What is required:
Skip all pictures, then copy the lines from the start of the data through the line with "const TEETH = [0, 45, 90, 135, 180, 225, 270, 315];", keeping both ends.

────────────────────────────────────────

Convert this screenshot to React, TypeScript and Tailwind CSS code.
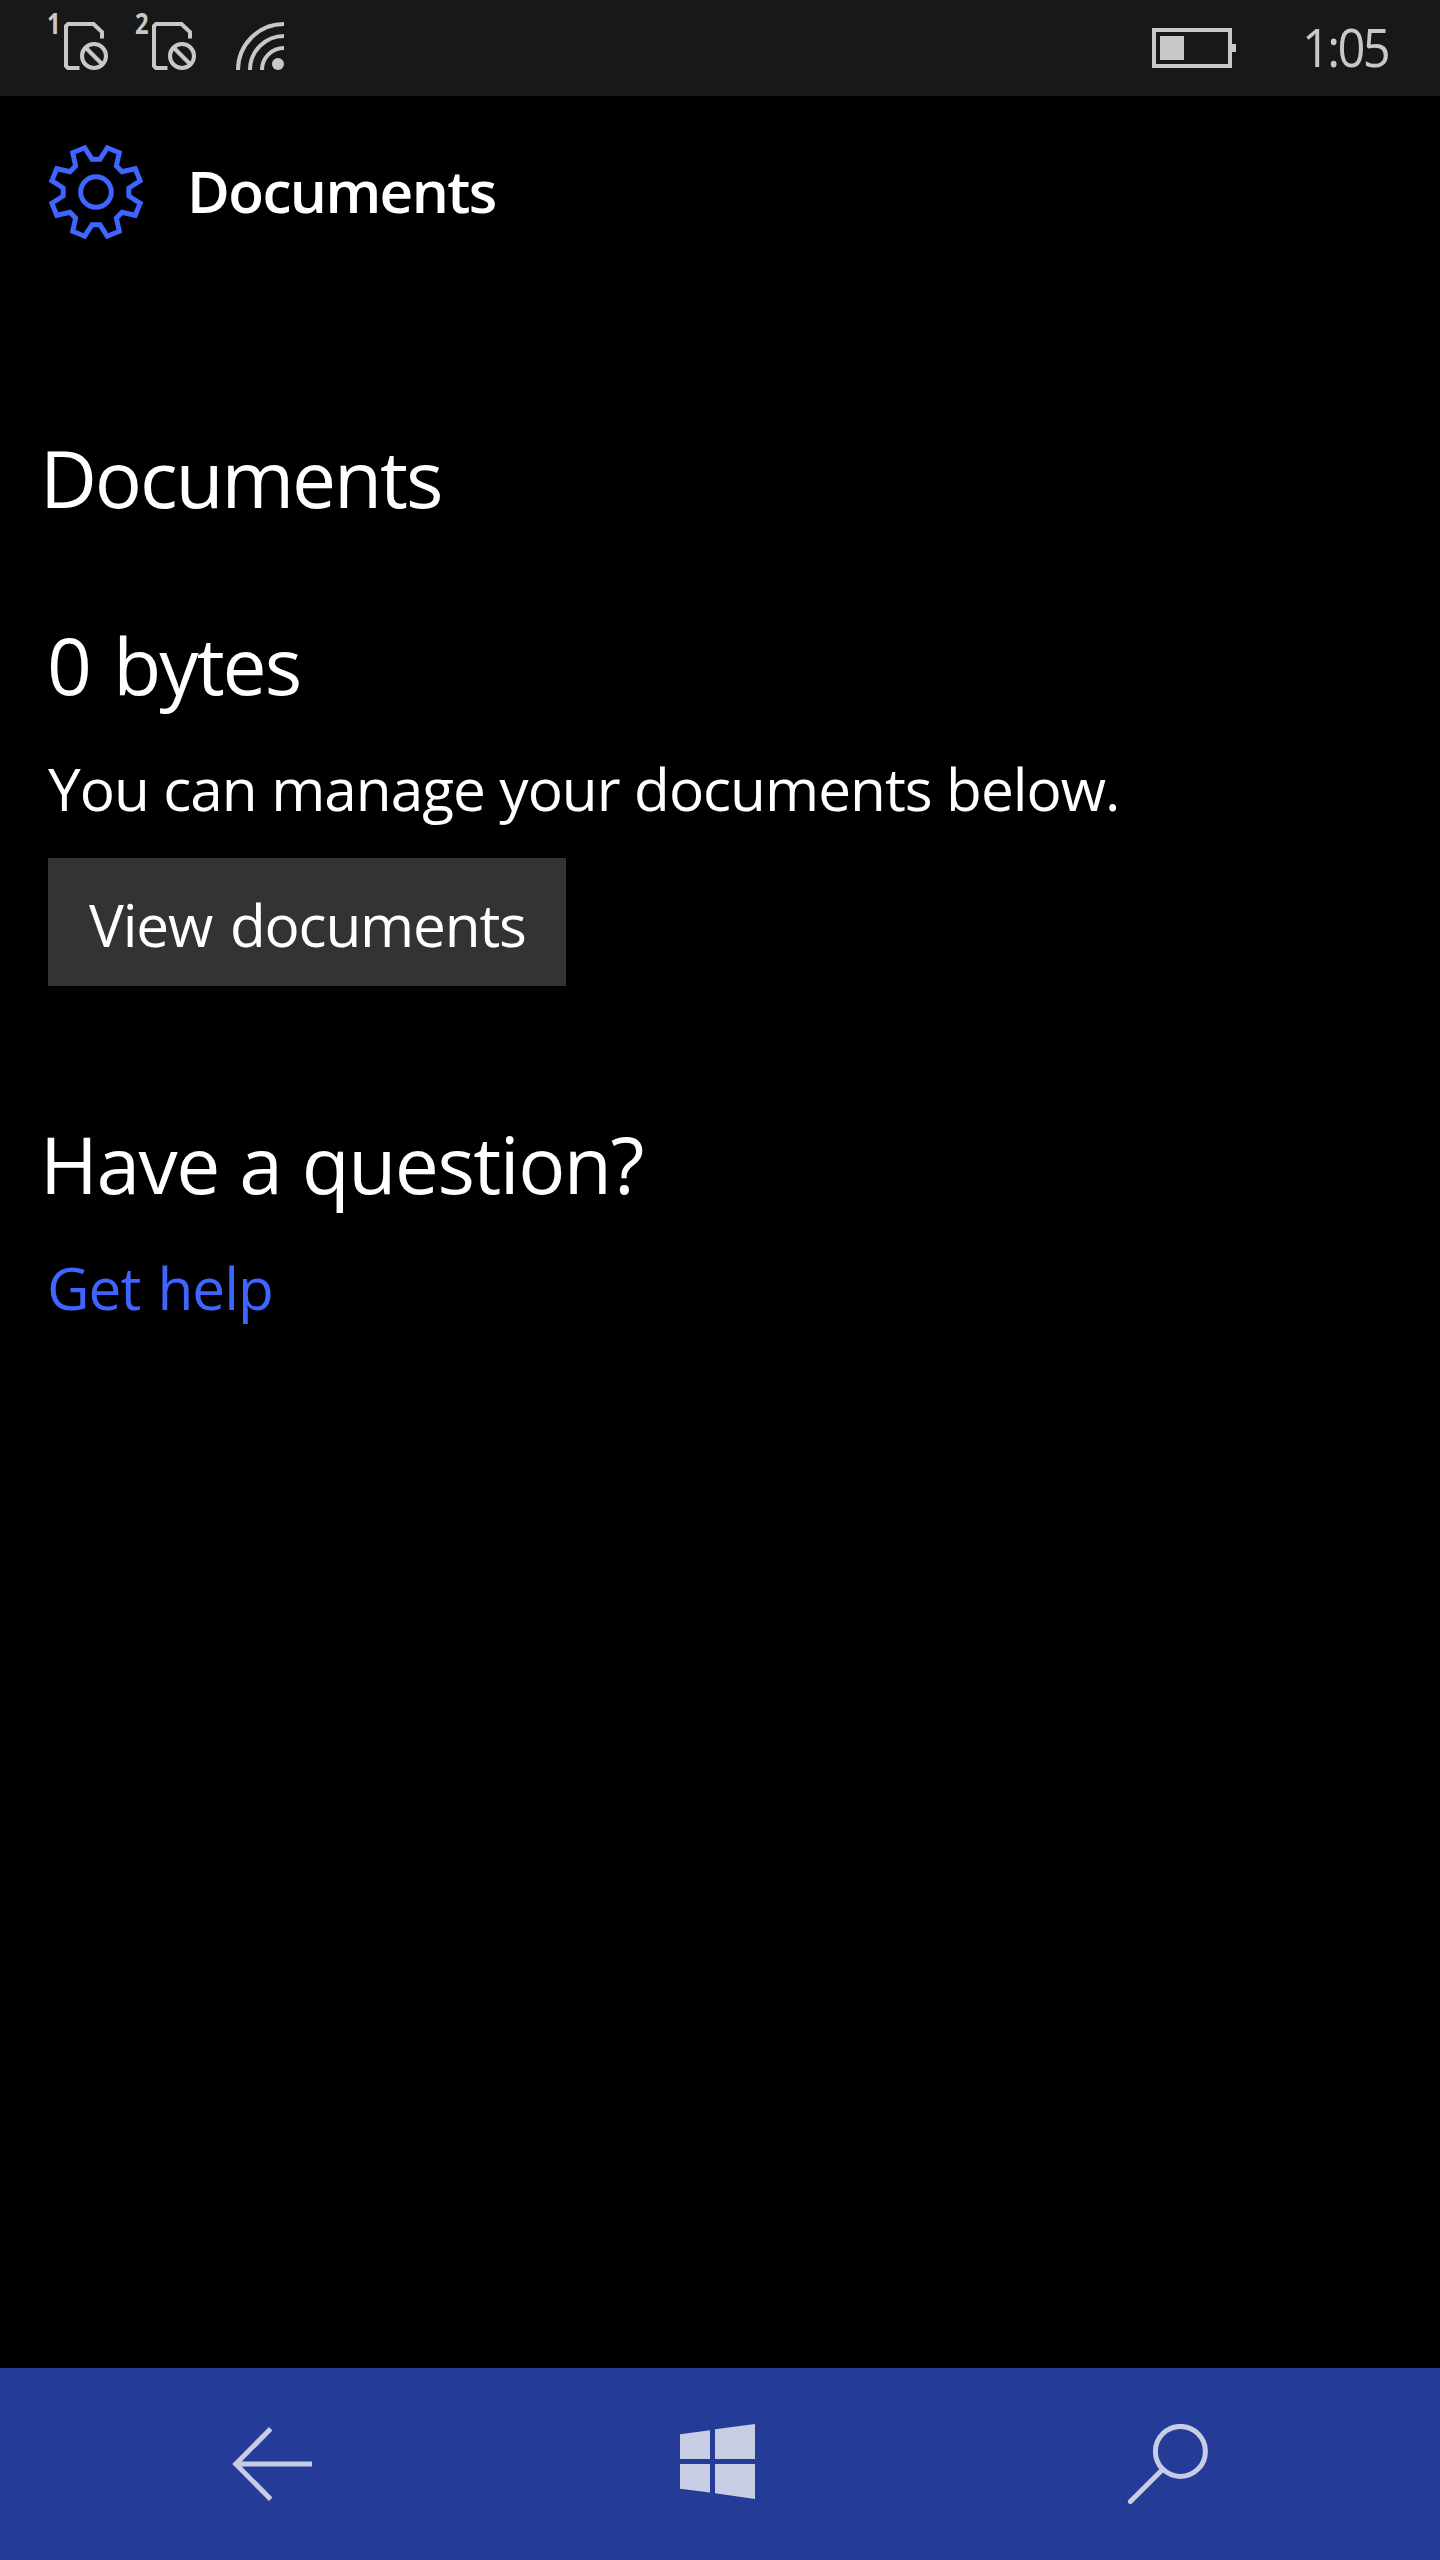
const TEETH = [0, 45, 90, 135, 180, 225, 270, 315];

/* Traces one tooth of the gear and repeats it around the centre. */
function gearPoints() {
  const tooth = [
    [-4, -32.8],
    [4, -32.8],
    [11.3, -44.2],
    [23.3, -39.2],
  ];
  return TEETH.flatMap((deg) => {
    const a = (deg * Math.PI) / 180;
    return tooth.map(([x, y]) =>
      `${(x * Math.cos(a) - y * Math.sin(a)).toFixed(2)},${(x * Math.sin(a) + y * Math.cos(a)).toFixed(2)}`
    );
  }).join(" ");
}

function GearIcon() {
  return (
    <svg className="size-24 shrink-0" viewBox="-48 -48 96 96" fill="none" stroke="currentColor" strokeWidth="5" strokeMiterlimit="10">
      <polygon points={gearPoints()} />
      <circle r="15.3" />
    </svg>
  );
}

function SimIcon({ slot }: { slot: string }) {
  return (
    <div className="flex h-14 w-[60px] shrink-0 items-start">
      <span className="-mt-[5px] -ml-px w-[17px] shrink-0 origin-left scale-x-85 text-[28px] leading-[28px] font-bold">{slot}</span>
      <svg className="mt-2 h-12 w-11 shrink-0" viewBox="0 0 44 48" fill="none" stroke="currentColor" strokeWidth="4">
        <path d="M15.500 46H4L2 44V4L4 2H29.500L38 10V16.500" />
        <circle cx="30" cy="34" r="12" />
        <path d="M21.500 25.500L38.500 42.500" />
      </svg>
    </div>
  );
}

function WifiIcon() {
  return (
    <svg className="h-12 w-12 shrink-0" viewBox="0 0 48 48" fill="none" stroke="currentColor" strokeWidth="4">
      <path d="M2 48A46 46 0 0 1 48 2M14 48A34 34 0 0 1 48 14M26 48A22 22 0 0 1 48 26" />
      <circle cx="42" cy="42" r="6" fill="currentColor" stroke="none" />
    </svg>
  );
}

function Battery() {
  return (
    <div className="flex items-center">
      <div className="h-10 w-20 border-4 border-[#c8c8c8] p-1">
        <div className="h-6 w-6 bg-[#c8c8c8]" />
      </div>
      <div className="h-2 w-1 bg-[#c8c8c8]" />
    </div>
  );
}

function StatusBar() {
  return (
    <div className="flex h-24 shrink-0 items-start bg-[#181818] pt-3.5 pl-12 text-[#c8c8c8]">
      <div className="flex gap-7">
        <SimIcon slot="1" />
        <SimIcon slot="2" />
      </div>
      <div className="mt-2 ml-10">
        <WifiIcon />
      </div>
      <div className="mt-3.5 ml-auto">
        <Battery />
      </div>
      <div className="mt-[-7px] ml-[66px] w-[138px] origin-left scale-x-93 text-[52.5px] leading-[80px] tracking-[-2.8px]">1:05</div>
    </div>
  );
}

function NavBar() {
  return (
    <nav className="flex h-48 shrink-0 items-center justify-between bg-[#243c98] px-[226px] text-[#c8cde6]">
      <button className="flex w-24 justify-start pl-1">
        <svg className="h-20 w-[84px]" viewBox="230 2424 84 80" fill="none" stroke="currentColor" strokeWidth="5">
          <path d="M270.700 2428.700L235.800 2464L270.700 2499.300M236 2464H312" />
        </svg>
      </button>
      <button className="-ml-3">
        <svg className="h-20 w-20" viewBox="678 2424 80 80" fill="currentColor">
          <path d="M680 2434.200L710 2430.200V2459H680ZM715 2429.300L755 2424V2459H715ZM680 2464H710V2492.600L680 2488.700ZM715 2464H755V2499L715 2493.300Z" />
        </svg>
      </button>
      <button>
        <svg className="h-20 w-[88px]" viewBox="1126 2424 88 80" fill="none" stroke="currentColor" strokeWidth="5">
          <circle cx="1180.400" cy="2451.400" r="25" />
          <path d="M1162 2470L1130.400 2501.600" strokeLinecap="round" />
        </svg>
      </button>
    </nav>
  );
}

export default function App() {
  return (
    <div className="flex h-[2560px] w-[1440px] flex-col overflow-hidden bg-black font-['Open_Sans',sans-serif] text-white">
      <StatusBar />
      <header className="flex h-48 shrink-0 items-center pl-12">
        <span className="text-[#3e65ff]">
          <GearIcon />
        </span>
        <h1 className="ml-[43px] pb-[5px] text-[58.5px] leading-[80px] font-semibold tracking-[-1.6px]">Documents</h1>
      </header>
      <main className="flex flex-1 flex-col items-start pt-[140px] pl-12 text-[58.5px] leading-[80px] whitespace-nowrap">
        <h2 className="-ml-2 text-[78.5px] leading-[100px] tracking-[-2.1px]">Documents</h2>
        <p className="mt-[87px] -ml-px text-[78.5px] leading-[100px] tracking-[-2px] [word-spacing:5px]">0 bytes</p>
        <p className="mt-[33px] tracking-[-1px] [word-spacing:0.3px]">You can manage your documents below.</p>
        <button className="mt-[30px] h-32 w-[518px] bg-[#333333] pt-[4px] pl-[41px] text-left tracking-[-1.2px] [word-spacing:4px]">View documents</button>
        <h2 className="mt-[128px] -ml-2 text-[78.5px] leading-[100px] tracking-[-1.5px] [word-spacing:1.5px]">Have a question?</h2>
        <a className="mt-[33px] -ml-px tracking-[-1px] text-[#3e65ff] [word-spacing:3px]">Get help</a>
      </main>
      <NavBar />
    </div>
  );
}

────────────────────────────────────────

Final answer:
Convert this screenshot to React, TypeScript and Tailwind CSS code.
const TEETH = [0, 45, 90, 135, 180, 225, 270, 315];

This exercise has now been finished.